Exercise — Give the number of lines in the listing that hold the word "with". Write nothing but that number.

Raw data —
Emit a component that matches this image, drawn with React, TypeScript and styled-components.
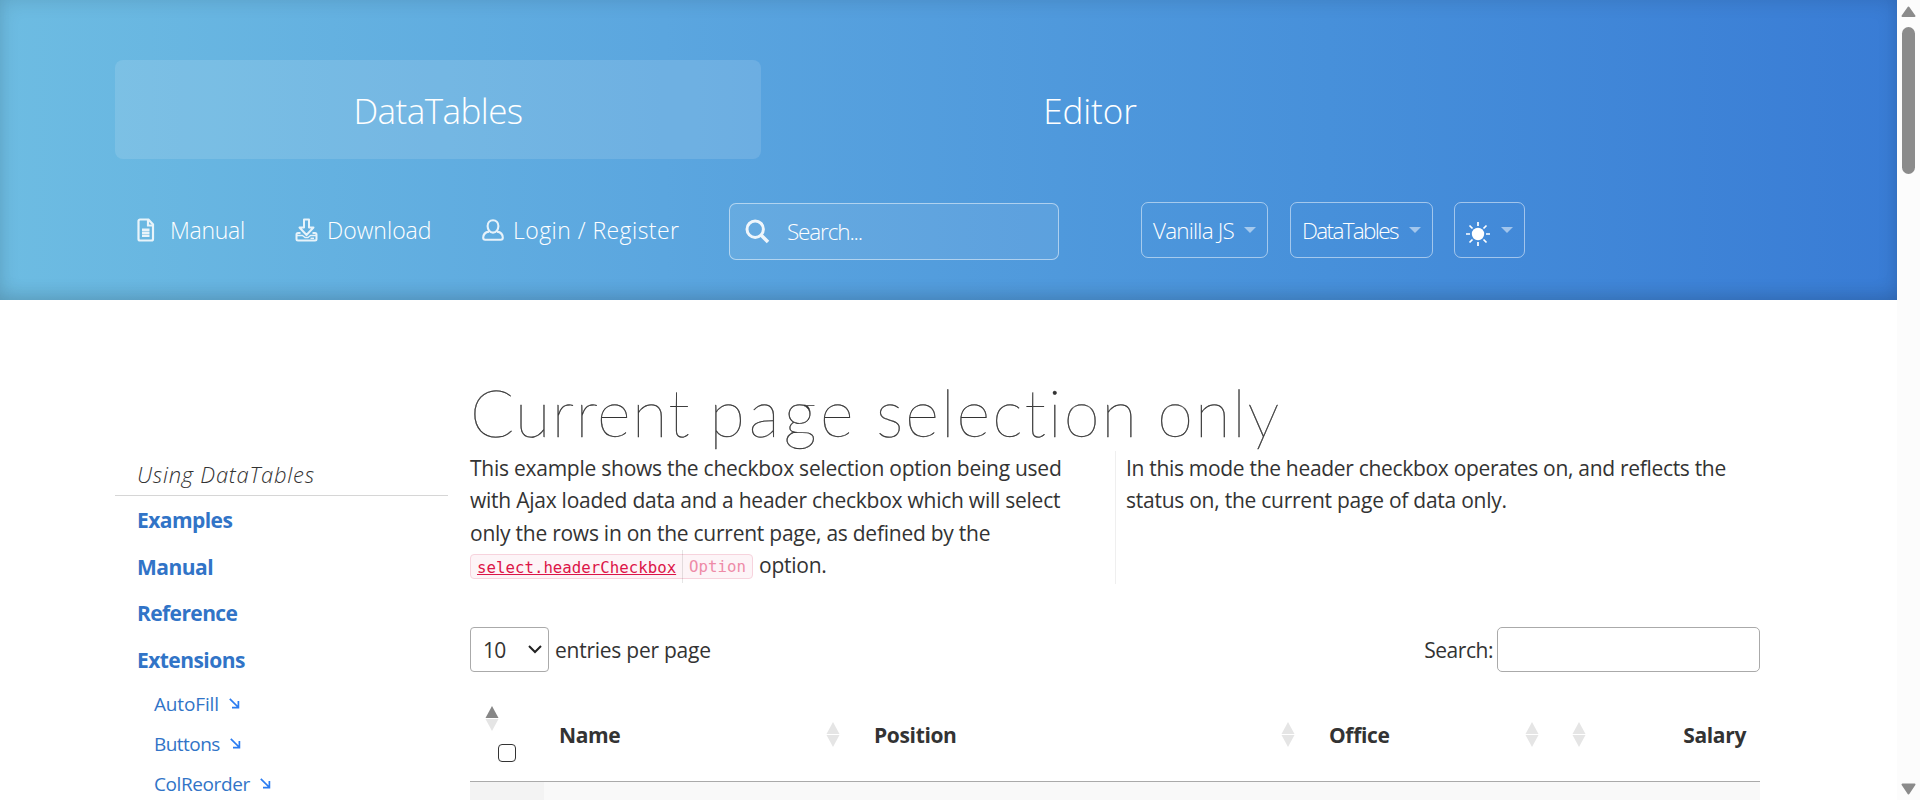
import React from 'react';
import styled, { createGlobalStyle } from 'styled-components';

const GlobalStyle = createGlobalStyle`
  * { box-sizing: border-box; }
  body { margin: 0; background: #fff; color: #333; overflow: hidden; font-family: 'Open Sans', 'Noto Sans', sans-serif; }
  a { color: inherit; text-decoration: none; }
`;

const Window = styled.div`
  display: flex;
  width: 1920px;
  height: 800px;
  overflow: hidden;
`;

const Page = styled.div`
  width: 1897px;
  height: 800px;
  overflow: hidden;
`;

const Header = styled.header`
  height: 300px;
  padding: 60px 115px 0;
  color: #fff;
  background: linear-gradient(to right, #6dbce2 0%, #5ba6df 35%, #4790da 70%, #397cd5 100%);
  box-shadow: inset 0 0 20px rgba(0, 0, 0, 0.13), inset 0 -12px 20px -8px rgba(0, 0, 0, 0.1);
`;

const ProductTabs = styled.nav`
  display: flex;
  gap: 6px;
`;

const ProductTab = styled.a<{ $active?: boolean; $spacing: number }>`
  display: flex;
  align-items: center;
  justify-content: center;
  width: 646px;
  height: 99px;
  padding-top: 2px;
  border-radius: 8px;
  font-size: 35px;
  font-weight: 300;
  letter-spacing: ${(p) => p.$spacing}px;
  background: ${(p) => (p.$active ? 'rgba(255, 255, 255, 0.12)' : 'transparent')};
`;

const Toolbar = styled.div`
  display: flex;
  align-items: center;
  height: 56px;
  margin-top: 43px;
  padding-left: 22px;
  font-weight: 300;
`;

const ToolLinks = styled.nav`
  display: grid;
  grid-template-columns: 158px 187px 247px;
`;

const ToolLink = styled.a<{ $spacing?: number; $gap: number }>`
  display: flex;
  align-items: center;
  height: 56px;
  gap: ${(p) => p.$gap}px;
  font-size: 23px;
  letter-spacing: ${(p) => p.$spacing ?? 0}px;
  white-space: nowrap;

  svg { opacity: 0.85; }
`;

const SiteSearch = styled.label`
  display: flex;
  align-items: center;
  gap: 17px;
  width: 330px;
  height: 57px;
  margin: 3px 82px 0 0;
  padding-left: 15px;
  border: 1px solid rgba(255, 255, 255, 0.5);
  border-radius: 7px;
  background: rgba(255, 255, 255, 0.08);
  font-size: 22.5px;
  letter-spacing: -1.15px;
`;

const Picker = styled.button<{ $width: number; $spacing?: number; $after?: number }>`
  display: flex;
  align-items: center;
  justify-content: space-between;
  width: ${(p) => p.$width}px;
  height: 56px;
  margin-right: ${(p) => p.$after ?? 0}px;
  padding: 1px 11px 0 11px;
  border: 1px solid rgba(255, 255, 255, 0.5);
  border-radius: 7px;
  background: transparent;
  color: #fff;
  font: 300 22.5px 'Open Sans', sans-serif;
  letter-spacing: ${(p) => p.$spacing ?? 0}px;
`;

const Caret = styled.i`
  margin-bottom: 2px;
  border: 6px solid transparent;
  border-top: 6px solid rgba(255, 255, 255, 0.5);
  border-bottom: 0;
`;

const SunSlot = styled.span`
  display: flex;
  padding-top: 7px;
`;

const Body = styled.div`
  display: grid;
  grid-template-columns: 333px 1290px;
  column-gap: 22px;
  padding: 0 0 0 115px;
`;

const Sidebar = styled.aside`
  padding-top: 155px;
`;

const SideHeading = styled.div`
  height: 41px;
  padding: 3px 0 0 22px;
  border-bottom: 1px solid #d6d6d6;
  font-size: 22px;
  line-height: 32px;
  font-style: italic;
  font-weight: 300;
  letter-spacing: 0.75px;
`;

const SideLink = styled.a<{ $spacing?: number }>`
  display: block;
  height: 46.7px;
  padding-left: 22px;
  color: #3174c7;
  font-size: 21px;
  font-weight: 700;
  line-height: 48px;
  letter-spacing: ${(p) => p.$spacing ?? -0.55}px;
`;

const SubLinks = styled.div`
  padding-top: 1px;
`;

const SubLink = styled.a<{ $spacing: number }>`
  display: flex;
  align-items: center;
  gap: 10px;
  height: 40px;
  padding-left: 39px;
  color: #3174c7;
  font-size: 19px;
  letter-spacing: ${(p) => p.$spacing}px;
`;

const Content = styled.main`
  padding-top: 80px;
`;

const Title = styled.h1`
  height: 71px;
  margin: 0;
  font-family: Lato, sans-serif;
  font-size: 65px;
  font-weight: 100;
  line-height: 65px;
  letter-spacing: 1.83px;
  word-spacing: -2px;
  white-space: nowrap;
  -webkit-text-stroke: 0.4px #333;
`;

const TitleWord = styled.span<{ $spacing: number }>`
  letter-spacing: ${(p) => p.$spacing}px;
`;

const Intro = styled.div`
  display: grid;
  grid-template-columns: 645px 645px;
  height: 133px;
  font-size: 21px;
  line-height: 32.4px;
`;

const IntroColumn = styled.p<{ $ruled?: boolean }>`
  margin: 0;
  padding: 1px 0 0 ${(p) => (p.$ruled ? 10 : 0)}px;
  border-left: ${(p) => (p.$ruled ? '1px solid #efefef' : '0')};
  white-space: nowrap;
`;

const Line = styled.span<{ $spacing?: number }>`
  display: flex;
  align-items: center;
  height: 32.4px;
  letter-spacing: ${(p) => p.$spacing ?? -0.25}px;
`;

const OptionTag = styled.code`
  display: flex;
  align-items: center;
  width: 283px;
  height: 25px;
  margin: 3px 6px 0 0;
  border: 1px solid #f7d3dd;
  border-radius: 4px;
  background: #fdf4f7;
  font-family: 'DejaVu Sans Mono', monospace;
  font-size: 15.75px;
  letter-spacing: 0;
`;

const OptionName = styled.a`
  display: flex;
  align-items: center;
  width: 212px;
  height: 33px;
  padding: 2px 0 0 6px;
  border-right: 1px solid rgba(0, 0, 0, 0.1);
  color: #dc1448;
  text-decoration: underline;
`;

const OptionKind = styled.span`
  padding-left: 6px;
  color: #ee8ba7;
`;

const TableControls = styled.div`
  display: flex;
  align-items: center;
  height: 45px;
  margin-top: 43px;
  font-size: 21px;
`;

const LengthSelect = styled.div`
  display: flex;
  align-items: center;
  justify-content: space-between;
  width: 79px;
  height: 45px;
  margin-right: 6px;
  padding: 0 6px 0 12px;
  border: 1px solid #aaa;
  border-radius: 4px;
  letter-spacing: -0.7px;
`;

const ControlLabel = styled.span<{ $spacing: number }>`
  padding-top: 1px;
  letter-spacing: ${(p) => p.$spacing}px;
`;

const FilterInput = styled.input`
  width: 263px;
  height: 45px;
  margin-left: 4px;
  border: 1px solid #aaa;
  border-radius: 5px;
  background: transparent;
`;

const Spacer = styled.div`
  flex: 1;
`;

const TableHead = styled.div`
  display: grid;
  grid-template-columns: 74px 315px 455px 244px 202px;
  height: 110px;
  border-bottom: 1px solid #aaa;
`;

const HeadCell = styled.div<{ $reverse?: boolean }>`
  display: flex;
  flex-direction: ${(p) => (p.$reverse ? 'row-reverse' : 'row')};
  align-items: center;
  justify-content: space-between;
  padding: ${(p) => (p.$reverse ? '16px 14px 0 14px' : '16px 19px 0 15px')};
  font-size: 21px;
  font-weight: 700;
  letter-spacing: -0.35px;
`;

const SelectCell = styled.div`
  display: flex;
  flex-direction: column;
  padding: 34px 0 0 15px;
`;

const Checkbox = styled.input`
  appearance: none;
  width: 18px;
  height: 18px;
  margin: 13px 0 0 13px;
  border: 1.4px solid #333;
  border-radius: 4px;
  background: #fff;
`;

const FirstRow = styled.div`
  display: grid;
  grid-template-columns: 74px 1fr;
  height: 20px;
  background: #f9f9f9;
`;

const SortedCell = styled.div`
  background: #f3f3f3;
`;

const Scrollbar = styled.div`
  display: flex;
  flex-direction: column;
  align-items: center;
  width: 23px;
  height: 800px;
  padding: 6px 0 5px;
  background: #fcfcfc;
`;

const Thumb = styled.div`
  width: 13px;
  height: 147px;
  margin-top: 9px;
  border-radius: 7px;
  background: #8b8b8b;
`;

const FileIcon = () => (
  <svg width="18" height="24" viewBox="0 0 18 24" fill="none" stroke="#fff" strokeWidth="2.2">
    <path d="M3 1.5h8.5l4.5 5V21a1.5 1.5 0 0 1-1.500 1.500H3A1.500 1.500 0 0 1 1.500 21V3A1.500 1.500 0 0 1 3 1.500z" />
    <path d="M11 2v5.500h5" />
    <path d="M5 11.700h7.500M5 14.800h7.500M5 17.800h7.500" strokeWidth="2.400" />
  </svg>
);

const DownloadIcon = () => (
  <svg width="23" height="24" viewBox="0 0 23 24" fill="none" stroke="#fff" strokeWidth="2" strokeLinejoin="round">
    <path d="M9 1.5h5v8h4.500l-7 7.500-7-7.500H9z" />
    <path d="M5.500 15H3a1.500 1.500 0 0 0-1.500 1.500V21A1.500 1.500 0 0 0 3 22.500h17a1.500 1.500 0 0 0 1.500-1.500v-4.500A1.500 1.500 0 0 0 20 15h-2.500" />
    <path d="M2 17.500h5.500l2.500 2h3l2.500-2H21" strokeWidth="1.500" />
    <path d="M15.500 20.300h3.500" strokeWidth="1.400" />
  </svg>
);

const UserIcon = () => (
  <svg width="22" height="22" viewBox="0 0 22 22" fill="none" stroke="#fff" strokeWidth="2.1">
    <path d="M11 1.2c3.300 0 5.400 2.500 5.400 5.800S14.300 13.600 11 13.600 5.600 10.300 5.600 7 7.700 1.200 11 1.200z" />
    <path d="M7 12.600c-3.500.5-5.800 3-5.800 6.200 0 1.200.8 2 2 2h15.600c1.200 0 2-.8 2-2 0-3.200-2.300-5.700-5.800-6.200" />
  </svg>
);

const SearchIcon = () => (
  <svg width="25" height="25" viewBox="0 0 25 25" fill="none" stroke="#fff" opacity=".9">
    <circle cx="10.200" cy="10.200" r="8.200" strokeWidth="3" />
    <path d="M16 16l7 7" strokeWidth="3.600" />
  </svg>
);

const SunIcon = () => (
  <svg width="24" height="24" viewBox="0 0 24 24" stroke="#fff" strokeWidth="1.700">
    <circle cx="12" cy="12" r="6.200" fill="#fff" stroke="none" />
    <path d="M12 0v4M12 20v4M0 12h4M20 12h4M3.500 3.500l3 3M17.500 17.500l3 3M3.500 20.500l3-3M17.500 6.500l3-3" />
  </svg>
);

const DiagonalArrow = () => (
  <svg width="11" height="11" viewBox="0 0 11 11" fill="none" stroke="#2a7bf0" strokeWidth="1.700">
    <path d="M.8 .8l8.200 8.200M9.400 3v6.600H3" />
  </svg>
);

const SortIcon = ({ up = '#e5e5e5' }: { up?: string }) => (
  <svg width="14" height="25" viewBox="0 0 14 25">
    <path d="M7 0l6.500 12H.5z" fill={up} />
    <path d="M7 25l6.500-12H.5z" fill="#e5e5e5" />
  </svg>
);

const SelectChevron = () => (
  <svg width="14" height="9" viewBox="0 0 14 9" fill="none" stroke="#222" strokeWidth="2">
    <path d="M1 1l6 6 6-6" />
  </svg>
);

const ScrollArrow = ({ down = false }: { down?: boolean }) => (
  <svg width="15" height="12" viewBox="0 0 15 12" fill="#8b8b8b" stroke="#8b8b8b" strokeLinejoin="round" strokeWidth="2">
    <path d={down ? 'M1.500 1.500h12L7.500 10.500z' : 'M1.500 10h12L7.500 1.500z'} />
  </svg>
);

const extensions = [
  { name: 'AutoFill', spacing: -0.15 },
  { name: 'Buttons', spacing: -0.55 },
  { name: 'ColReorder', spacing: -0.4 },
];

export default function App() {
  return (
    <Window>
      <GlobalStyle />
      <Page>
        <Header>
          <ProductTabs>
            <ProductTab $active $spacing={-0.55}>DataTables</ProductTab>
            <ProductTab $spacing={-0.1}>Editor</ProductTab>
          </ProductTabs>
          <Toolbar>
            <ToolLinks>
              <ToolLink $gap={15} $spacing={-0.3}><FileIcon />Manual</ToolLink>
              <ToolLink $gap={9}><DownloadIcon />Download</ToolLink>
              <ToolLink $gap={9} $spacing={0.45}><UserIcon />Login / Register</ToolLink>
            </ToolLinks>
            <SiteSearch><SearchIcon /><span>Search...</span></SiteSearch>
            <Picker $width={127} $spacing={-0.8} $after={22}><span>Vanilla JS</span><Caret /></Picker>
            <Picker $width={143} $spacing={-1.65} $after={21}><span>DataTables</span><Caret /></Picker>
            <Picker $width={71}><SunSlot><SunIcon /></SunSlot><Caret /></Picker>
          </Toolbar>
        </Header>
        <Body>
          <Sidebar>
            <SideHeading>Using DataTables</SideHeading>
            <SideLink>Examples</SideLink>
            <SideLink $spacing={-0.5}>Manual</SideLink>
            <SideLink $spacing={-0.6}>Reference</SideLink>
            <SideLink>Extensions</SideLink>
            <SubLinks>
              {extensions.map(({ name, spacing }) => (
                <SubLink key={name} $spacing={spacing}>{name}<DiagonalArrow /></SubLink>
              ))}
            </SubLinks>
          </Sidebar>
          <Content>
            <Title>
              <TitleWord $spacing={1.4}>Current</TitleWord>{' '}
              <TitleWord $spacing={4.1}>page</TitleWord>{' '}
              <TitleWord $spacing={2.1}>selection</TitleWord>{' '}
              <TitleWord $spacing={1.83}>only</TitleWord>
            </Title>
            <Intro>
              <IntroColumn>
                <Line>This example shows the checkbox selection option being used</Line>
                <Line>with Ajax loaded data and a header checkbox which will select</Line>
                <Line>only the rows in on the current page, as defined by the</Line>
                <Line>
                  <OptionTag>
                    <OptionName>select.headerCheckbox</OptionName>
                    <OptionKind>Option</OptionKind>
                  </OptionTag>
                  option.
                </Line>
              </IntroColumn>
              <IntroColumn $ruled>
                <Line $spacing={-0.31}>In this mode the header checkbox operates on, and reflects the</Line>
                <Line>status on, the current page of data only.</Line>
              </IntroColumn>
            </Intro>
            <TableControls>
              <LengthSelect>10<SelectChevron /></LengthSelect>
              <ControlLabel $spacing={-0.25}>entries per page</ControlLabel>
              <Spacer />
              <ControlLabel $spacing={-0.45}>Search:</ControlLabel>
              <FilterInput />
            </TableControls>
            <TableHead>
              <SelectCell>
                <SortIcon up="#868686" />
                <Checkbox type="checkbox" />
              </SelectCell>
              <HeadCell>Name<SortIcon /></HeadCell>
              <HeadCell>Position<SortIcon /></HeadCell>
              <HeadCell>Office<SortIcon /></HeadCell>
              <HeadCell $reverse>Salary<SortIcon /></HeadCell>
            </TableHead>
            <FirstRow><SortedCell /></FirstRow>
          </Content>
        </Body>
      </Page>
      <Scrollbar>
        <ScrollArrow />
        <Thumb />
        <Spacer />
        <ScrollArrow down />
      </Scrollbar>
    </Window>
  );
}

Task result — 2